## Work to be completed
From the first line of the data below through the line holding "const card = 'bg-white", output each line exactly and leave the pictures out.

====== Data lines ======

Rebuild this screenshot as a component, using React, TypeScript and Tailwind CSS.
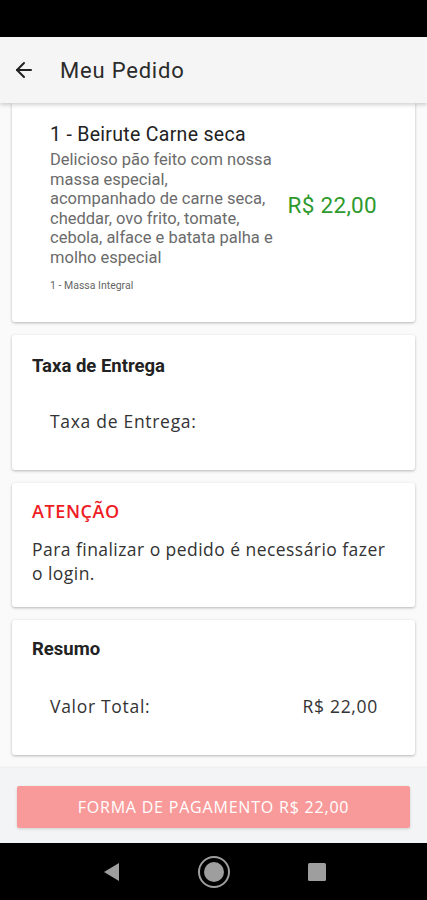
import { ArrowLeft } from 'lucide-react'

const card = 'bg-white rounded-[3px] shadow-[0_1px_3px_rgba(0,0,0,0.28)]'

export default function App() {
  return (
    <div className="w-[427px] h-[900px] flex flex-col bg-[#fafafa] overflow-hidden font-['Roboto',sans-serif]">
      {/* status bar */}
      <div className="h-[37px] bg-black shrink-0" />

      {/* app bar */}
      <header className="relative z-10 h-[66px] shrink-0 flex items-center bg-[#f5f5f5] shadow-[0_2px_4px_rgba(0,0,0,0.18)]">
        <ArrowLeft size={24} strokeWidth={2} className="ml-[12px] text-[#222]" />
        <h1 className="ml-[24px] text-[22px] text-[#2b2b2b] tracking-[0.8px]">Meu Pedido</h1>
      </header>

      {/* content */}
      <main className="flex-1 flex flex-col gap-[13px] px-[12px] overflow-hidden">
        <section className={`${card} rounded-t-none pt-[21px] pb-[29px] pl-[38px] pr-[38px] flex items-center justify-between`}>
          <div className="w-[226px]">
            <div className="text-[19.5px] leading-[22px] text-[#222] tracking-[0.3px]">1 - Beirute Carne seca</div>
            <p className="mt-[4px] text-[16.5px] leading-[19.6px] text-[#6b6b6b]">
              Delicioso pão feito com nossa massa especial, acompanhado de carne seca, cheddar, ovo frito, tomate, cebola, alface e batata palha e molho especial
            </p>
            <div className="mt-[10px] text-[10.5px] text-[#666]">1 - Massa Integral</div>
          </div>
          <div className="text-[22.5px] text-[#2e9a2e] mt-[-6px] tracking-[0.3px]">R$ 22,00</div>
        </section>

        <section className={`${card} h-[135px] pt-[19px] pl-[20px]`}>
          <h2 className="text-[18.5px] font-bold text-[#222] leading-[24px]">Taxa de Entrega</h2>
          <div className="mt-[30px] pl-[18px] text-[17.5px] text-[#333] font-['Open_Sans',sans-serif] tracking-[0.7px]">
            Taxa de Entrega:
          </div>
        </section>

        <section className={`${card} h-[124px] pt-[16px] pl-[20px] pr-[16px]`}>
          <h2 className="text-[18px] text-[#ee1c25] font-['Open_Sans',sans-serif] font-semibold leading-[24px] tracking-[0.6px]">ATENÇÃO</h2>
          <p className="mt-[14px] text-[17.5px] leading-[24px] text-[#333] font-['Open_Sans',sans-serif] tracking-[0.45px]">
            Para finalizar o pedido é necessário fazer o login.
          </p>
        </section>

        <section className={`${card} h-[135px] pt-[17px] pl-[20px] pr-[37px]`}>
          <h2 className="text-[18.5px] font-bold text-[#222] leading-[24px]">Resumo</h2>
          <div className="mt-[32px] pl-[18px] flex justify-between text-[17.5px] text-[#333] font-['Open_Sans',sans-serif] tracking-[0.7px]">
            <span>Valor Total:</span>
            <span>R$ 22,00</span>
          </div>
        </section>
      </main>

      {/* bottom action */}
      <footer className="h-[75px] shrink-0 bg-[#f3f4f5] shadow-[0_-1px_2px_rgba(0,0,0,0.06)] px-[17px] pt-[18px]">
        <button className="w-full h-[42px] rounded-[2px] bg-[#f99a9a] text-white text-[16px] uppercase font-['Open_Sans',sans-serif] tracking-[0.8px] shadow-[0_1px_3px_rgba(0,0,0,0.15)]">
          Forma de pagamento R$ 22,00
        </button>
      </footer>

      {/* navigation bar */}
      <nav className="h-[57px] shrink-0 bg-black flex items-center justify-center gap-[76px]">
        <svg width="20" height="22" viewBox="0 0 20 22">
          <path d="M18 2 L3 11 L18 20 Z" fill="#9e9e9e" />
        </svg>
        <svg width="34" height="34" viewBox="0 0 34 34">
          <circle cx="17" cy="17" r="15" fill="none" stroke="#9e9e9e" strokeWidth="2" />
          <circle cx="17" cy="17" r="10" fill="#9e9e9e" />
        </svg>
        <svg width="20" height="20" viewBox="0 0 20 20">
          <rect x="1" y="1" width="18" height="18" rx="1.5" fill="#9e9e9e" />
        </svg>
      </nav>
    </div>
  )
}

======

## The output
Rebuild this screenshot as a component, using React, TypeScript and Tailwind CSS.
import { ArrowLeft } from 'lucide-react'

const card = 'bg-white rounded-[3px] shadow-[0_1px_3px_rgba(0,0,0,0.28)]'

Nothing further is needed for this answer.